About 3 years ago, my online wine club went through the biggest transition that could happen to any partnership.
My co-founder, business partner and brother in law (yup, brother in law) left our partnership, to go back to gainful, full time employment.
Before you start thinking that there was some drag out fight that led to the separation, that isn’t it at all. In fact, it was amicable and we understood where we both were coming from. So, no, Christmas and Easter aren’t complicated. We’re still sneaking in and hiding a better bottle of wine just for the outlaws (ie all those married into the family).
But, the separation made me something I had never considered before: a solopreneur.
At first, things went smoothly enough. After all, business transitions are tough enough, but really, we were entering Q4, which for a retail business is everything.
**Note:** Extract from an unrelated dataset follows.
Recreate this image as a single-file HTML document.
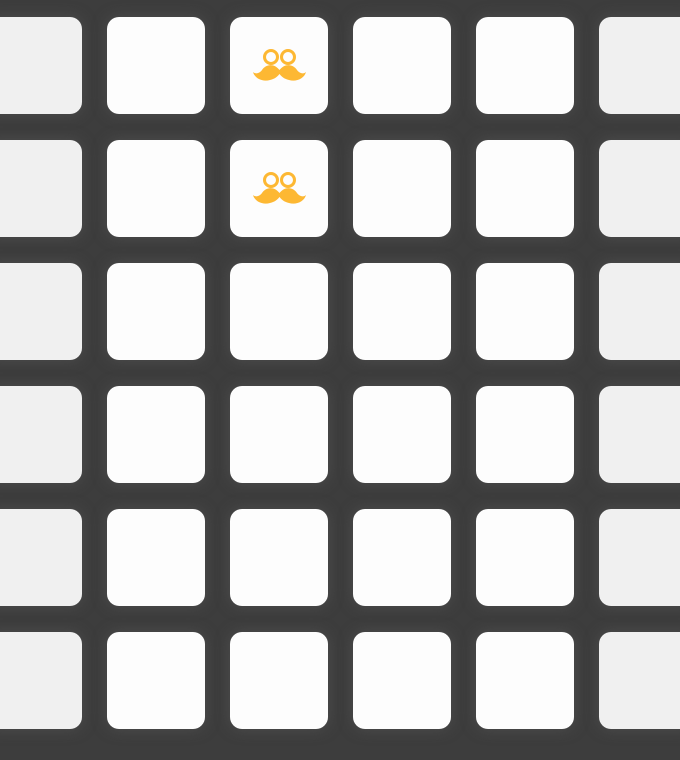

So, there was a 6 month time frame where I really wasn’t doing anything other than surviving. I was handling the transition as best as I could and I was handling the day to day, as best as I could. I wasn’t making long term plans though and I wasn’t focused on growing the business. That seemed like a far off dream at many points along the way.
Over time, I realized something. My stress level hadn’t gone up two fold. In fact, in went up significantly more than that.
I wondered why?
The tales of entrepreneur stress have been told over and over again, largely by media willing to look at us like animals in the zoo (here’s a peculiarly fun one in Entrepreneur magazine dealing with someone starting a collection company)
Gallup has done a number of polls about the stress involved with entrepreneurship and at first blush it doesn’t look bad. In fact 45% of entrepreneurs have significant stress. That seems bad. But, stress hits 42% of non entrepreneur employed workers.
According to that same study, Entrepreneurs are also more confident about their future and more confident about their life choices.
That seems to fit my situation. I’m confident about my future. I think that largely comes from the fact that I’m in control of it. Plus, I think if we’re rational about this, the average entrepreneur would HAVE to be more confident and more willing to learn new things in order to become an entrepreneur in the first place.
Ok, so enough of the intro. Here’s a few ways that I’ve learned in order to control stress.
So I’ve got 2 kids. A wife. I’ve always pictured myself as an involved dad too, which means there’s quite a few weeks like this last one: 3 baseball games, a birthday party and cleaning up at school. Unlike almost anything else you can do, exercise actually directly effects the brain. So, especially in this crazy time period that I’m in, in my life, my wife and I trade off taking a jog in the morning. I’m sure as the kids get older, I’ll have more opportunity to do more, but for now that 20 minutes every other day is enough to keep me in shape and keep me happy.
When I was a kid, I remember clearly feeling worse after we ate. After all, it was almost fast food all the time at home. In fact, other than an occasional Costco burger heated up on the BBQ, I’m not sure either of my parents was capable of getting a meal on the table themselves. Or maybe, they just weren’t as willing.
So once I lived on my own, one thing that I really, really wanted to do, was to learn to cook.
Harvard has talked about a new, emerging field called nutritional psychiatry, which basically says that what we eat effects our mood and our mental well being. Frankly, I can’t agree more.
Send me to McDonald’s say on a road trip and I literally feel worse an hour later. If I eat what I did last night though, grilled salmon, rice and roasted brussel sprouts, I’m not only not as hungry, but I feel better and more full after eating.
There was a time when we’d go on vacation every summer, only to have me checking email every single night. Then, I heard from a friend at a name brand tech company, that when he was on vacation his company, actually deleted any email that he received.
Yes, deleted it!
It got me thinking, in other parts of the world, France especially there are rules about when employees can be contacted via email, text message or messaging apps. Was I being too available? Did I really, actually need to come back to a thousand emails, at least 90% of which didn’t really need an answer, or were asking me for something like a donation, a post on my site or something else which took more than it gave.
So I tried deleting the emails while away. The result? Were customers mad? Some surely felt that I was taking advantage of being an entrepreneur and being in control. But most, simply understood. I’m running a business as a solopreneur, there’s no one else around so I need some time away.
There you have it! Controlling stress as a solopreneur isn’t easy. So, when I’m in town and working I try and put myself in the best mental state to do so. When I’m on vacation, I’m actually on vacation and I’m not sorry for it.
So what do you think? Are there other ways I could control my stress?